中国とSAARC諸国との経済貿易協力は多少、困難と試練に直面している。総体的に見れば、南アジアは経済がまだ立ち遅れている地域であり、世界貿易額に占める比率は1%にも満たない。そのため、南アジア諸国との経済貿易面での発展は有限なものであり、良好な政治関係と雰囲気に比べ明らかに遅れている。

困難はあるものの、中国と南アジア諸国との協力の将来性は明るい。中国は経済貿易協力を促進するため一連の措置を講じることにしている。

現在、中国と南アジア地域は高山や河川に隔たれているため、交通は極めて不便であり、鉄道で直接結ばれていないことが客観的に見て、経済貿易関係の発展を妨げている。新疆ウイグル自治区からパキスタン・ペシャワールに至る鉄道を敷設し、さらにイランまで延伸して、ユーラシア大陸を貫く新しいシルクロードを建設することも考えられる。ネパールは青海・チベット鉄道に関心を寄せており、鉄道がネパールまで延伸されることを望んでいる。ネパールのギャネンドラ国王は中国とインドの指導者に対し「中国と南アジアを結ぶ交通運輸の紐帯、中継地点になる」ことの期待を何度も表明している。

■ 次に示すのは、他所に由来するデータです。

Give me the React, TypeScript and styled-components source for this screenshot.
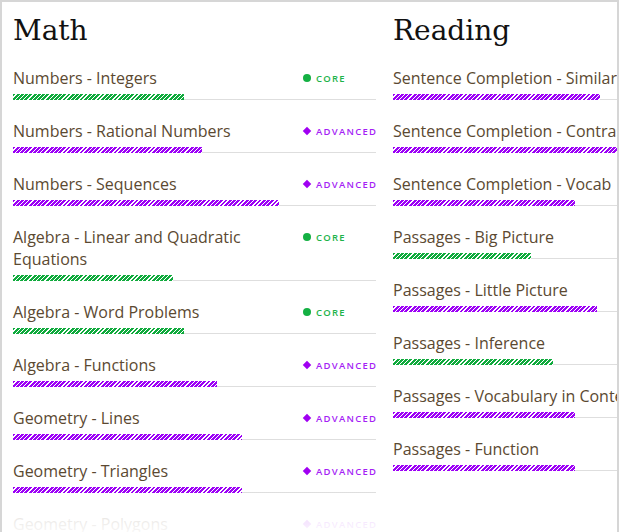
import React from 'react';
import styled, { createGlobalStyle } from 'styled-components';

const GlobalStyle = createGlobalStyle`
  body {
    margin: 0;
    background: #fff;
  }
`;

type Level = 'core' | 'advanced';

type Skill = {
  name: string;
  level: Level;
  progress: number;
};

const colors: Record<Level, string> = {
  core: '#0faa3c',
  advanced: '#9c00f6',
};

const Frame = styled.div`
  position: relative;
  box-sizing: border-box;
  width: 619px;
  height: 532px;
  border: 2px solid #d6d6d6;
  border-bottom: none;
  overflow: hidden;
`;

const Columns = styled.div`
  display: flex;
  gap: 17px;
  padding: 12px 0 0 11px;
`;

const Column = styled.section`
  flex: 0 0 363px;
  width: 363px;
`;

const Title = styled.h2`
  margin: 0;
  font-family: 'DejaVu Serif', serif;
  font-size: 28px;
  font-weight: normal;
  line-height: 33px;
  color: #111;
`;

const Row = styled.div`
  display: grid;
  grid-template-columns: 290px 73px;
  padding-top: 20px;
  border-bottom: 1px solid #dedede;
`;

const Name = styled.div`
  font-family: 'Open Sans', sans-serif;
  font-size: 16px;
  line-height: 22px;
  color: #5b4931;
`;

const Badge = styled.div<{ $level: Level }>`
  display: flex;
  align-items: center;
  gap: 5px;
  height: 22px;
  font-family: 'Open Sans', sans-serif;
  font-size: 9.5px;
  font-weight: 600;
  letter-spacing: 1.25px;
  text-transform: uppercase;
  white-space: nowrap;
  color: ${(props) => (props.$level === 'core' ? '#1db34a' : '#a51ff5')};
`;

const Dot = styled.span`
  width: 8px;
  height: 8px;
  border-radius: 50%;
  background: #14b043;
  flex-shrink: 0;
`;

const Diamond = styled.span`
  width: 6px;
  height: 6px;
  margin: 0 1px;
  transform: rotate(45deg);
  background: #a000f2;
  flex-shrink: 0;
`;

const Bar = styled.div<{ $level: Level }>`
  grid-column: 1 / -1;
  height: 6px;
  margin: 5px 0 -1px;
  background: repeating-linear-gradient(
    135deg,
    ${(props) => colors[props.$level]} 0,
    ${(props) => colors[props.$level]} 2px,
    #fff 2px,
    #fff 3px
  );
`;

const Fade = styled.div`
  position: absolute;
  left: 0;
  right: 0;
  bottom: 0;
  height: 40px;
  background: linear-gradient(
    to bottom,
    rgba(255, 255, 255, 0) 0%,
    rgba(255, 255, 255, 0.85) 50%,
    rgba(255, 255, 255, 0.95) 100%
  );
  pointer-events: none;
`;

const math: Skill[] = [
  { name: 'Numbers - Integers', level: 'core', progress: 171 },
  { name: 'Numbers - Rational Numbers', level: 'advanced', progress: 189 },
  { name: 'Numbers - Sequences', level: 'advanced', progress: 266 },
  { name: 'Algebra - Linear and Quadratic Equations', level: 'core', progress: 160 },
  { name: 'Algebra - Word Problems', level: 'core', progress: 171 },
  { name: 'Algebra - Functions', level: 'advanced', progress: 204 },
  { name: 'Geometry - Lines', level: 'advanced', progress: 229 },
  { name: 'Geometry - Triangles', level: 'advanced', progress: 229 },
  { name: 'Geometry - Polygons', level: 'advanced', progress: 200 },
];

const reading: Skill[] = [
  { name: 'Sentence Completion - Similar', level: 'advanced', progress: 207 },
  { name: 'Sentence Completion - Contrast', level: 'advanced', progress: 240 },
  { name: 'Sentence Completion - Vocab', level: 'advanced', progress: 182 },
  { name: 'Passages - Big Picture', level: 'core', progress: 138 },
  { name: 'Passages - Little Picture', level: 'advanced', progress: 204 },
  { name: 'Passages - Inference', level: 'core', progress: 160 },
  { name: 'Passages - Vocabulary in Context', level: 'advanced', progress: 182 },
  { name: 'Passages - Function', level: 'advanced', progress: 182 },
];

const SkillRow = ({ skill }: { skill: Skill }) => (
  <Row>
    <Name>{skill.name}</Name>
    <Badge $level={skill.level}>
      {skill.level === 'core' ? <Dot /> : <Diamond />}
      {skill.level}
    </Badge>
    <Bar $level={skill.level} style={{ width: skill.progress }} />
  </Row>
);

const App = () => (
  <>
    <GlobalStyle />
    <Frame>
      <Columns>
        <Column>
          <Title>Math</Title>
          {math.map((skill) => (
            <SkillRow key={skill.name} skill={skill} />
          ))}
        </Column>
        <Column>
          <Title>Reading</Title>
          {reading.map((skill) => (
            <SkillRow key={skill.name} skill={skill} />
          ))}
        </Column>
      </Columns>
      <Fade />
    </Frame>
  </>
);

export default App;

中国は発展途上の経済貿易大国として、周辺諸国との地域的経済協力を展開する中で、大きな利益を上げている。例えば、アセアンと自由貿易地区を確立し、APEC(アジア太平洋経済協力会議)に参加することなどで多くの経験を蓄積してきた。現在は、南アジア諸国との地域経済協力の拡大の方途を積極的に模索しているところである。地域経済協力において中国はかねてから、大国が主導することなく、中小国が先導的役割を果たすべきだと主張してきた。現在のアセアン10+1と10+3などの対話メカニズムはアセアン諸国によって提唱、運営されている。

中国は南アジア諸国と共に優遇政策を実施し、金融市場を整備し、良好な投資環境を構築すべきである。例えば、パキスタンのカラチ、インドのカルカッタとボンベイなどの金融センターとしての役割をさらに発揮させ、名実ともに備わった資金の集散市場にすることで、経済発展に向けた資金需要を満たす必要がある。中国と南アジア諸国は協調機構を設立し、相互協力を進め、貿易紛争を直ちに解決すると共に、不正な競争を防止し、入国手続きを簡素化すべきである。